HARARE, 5 November 2008 (IRIN) - Zimbabwe has activated its national disaster response agency, the Civil Protection Unit (CPU), to counter the spread of cholera.
President Robert Mugabe's government has stopped short of declaring a national disaster, although the CPU is usually deployed in the wake of national disasters, such as floods and droughts.
The government said that in the past seven days nine people had died nationally from cholera, an easily treatable waterborne disease, but unofficially the numbers are thought to be much greater.
CPU director Madzudzo Pawadyira told Zimbabwe's local media that the agency had been mandated to provide clean water, even though this was the responsibility of the state-owned Zimbabwe National Water Authority (ZINWA). "We are coming in to help with the provision of water," he said.
The capital, Harare, including its central business district, has been without piped water for the past four days, while sewer bursts are being left unrepaired, resulting in raw sewerage running in the streets.
ZINWA confirmed that it has been pumping untreated sewage into Harare's water supply dam, Lake Chivero; when supplies are accessible, the water coming out of the taps often emits a pungent smell.
The UN children's agency, UNICEF, and the World Health Organisation have been assisting in the provision of drinking water, while the CPU is setting up cholera clinics in the capital's high-density suburbs and has embarked on educational programmes to prevent the disease from spreading.
A ban on vending food in public places has been imposed, and the shallow wells people have dug to get to water when the taps stopped running are being decontaminated; refuse, which has not been collected this year, will now be collected, the CPU said.

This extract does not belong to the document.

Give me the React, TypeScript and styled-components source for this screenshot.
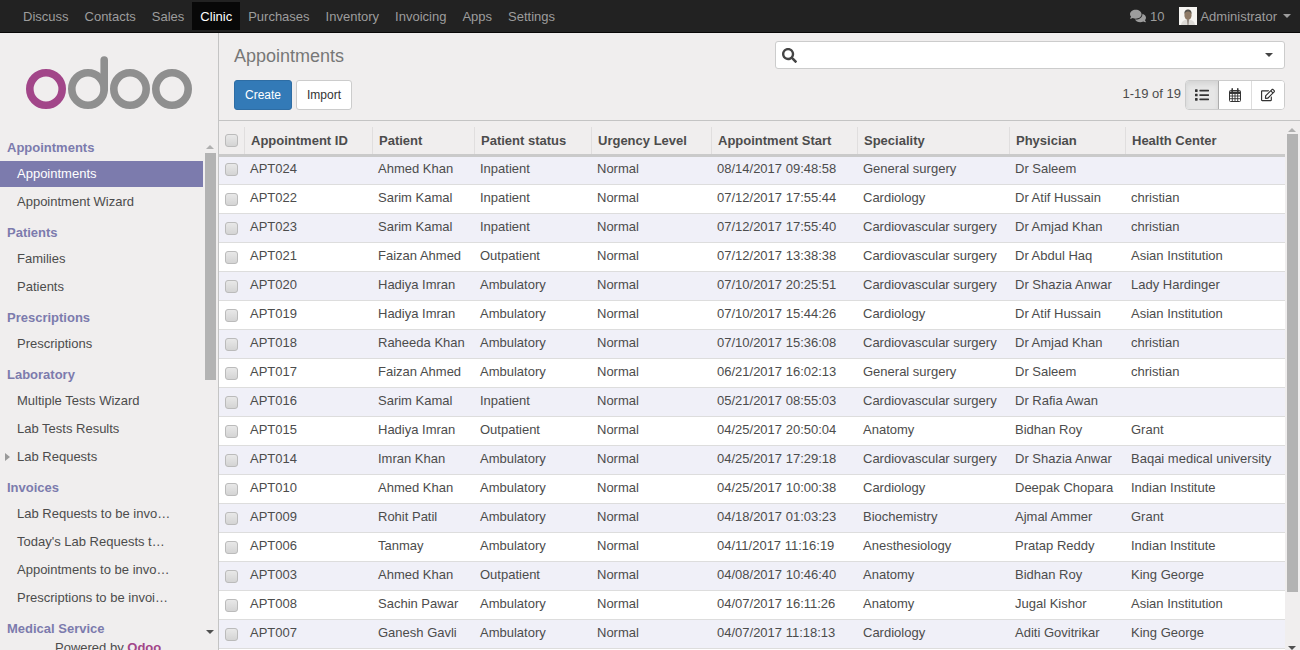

According to Harare's health director, Stanley Mongofa, "I can safely say we have been admitting a number of people suffering from the disease but no deaths have been recorded. Some might have died in their homes [that] we are not aware [of]."
An IRIN correspondent visited Harare's Beatrice Road Infectious Diseases Hospital this week, where 15 people had reportedly died from cholera, and found the facilities were stretched, with patients being treated in the hospital grounds because there were no more beds available.
"Some TB patients have been evacuated and the place is now catering for cholera patients. We are aware that the government is understating the number of patients who have died from cholera," a health worker, who declined to be named, told IRIN.
"We are looking at a very serious health disaster, whose effect the authorities may soon not be able to handle because it appears to be an uncontrollable outbreak," the health worker said.
Sesel Zvidzai, secretary for local government in the opposition Movement for Democratic Change, said ZINWA should cede the control of water supplies to local authorities, who had previously performed the task.
"ZINWA is not in a position to maintain water and sewer equipment, since they do not have engineers; all the engineers have deserted the water authority because of poor salaries."
Zvidzai said Masvingo in southeastern Zimbabwe, the only town that still retained control of its water treatment and distribution, had not suffered any cholera outbreaks because of the efficiency of its water management authority.